**The exercise**
Wherever the string "TypeScript" shows up in a line, count that line. Give the total alone.

**Information shown**
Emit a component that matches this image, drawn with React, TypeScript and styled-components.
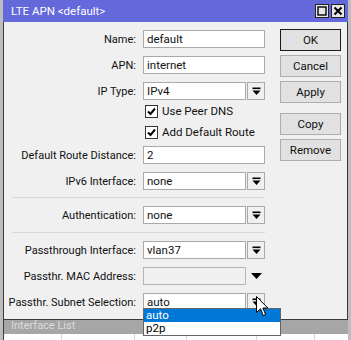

==

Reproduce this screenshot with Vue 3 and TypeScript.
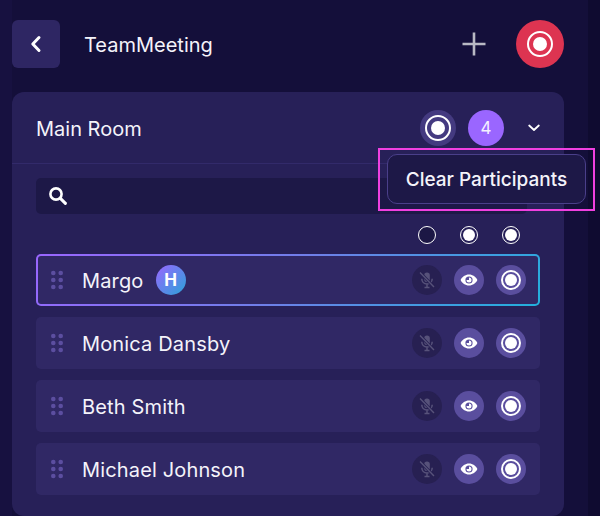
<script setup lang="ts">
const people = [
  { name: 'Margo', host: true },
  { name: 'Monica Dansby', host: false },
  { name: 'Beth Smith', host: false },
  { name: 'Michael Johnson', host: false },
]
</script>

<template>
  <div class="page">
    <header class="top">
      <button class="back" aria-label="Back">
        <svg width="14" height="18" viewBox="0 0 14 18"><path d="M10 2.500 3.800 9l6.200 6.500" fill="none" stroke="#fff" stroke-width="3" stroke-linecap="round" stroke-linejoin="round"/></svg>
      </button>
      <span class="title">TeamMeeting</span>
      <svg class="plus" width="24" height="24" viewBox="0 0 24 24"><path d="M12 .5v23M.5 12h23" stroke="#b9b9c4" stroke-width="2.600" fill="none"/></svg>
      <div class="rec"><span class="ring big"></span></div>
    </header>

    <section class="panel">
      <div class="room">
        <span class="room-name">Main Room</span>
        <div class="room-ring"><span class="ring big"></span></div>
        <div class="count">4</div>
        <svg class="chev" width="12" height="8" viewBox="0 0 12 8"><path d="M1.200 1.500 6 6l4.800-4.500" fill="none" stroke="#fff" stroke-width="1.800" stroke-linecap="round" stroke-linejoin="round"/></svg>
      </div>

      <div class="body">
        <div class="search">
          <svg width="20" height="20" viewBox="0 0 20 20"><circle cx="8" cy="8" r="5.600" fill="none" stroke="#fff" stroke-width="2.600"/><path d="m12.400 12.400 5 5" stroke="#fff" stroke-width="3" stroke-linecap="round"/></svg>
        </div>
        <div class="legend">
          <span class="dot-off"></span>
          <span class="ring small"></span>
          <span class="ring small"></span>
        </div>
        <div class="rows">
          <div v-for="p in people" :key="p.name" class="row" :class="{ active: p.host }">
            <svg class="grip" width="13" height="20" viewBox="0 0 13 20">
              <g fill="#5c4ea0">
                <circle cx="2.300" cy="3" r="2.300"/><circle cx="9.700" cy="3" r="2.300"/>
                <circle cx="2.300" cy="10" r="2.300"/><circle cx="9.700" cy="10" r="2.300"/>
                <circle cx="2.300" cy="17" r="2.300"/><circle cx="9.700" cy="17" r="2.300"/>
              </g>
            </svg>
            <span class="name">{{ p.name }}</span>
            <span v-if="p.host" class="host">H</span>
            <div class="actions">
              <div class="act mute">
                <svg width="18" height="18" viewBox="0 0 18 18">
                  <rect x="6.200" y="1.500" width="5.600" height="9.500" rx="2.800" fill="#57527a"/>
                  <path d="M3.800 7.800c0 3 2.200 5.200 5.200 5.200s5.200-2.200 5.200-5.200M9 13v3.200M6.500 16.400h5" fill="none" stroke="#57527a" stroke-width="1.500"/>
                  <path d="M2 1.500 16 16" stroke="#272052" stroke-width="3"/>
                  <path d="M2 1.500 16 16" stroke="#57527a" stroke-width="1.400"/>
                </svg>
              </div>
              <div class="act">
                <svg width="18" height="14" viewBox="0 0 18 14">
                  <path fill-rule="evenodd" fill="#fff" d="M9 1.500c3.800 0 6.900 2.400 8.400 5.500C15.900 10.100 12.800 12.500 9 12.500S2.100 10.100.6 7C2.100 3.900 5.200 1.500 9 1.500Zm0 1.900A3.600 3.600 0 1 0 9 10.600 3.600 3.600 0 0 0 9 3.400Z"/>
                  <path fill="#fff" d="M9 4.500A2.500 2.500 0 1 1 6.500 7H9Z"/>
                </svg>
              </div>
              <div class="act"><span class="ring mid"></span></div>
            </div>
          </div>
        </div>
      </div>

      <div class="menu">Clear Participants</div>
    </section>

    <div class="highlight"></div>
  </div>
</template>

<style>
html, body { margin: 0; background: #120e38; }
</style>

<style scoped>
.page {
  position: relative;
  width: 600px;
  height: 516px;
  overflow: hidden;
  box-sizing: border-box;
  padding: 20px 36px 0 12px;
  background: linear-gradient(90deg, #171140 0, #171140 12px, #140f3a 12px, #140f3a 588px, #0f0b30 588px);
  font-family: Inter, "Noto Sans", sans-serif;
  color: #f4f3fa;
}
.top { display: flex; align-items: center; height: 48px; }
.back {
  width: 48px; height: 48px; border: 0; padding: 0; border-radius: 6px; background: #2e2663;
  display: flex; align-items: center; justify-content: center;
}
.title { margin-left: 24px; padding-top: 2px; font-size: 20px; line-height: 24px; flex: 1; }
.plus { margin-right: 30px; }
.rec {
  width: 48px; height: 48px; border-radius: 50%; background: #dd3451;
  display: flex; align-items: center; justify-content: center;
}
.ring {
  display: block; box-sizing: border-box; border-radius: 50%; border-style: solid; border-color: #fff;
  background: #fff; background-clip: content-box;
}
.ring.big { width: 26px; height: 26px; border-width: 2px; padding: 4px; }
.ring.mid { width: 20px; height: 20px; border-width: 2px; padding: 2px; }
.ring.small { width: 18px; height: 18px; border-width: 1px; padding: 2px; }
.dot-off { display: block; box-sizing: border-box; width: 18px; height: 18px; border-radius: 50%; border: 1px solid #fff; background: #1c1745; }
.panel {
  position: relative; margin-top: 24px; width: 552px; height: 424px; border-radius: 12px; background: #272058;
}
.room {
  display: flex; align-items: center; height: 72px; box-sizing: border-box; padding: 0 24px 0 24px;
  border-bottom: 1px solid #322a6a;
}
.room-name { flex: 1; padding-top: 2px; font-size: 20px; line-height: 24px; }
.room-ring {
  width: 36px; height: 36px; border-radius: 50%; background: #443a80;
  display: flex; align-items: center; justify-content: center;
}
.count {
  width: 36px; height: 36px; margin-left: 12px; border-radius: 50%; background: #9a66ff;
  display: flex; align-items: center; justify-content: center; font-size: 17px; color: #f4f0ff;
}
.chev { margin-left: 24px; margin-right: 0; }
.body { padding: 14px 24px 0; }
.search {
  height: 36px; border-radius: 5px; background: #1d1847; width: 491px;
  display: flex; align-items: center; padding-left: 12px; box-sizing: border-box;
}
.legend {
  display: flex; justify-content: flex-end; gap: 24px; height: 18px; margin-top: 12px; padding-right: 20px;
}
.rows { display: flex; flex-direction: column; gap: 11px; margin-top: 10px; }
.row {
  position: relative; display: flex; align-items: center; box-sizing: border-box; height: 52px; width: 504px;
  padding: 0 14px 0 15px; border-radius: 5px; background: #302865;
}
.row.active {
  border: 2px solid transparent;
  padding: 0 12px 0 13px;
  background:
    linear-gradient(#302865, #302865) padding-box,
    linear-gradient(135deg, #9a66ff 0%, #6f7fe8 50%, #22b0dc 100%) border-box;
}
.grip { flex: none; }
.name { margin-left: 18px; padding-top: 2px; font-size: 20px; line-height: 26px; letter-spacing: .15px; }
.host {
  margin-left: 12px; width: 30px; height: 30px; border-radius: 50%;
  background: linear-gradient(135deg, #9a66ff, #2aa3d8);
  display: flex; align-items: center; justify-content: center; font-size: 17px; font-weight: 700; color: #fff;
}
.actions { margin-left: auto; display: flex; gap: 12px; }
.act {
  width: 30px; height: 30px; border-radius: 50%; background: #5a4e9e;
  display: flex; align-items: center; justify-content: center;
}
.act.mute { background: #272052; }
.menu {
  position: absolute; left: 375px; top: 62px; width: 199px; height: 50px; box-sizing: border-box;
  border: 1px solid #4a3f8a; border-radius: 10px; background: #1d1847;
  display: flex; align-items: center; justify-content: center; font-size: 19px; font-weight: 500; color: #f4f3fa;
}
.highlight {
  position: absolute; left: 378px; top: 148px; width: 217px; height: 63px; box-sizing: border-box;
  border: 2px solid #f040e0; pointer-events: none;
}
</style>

**Task response**
2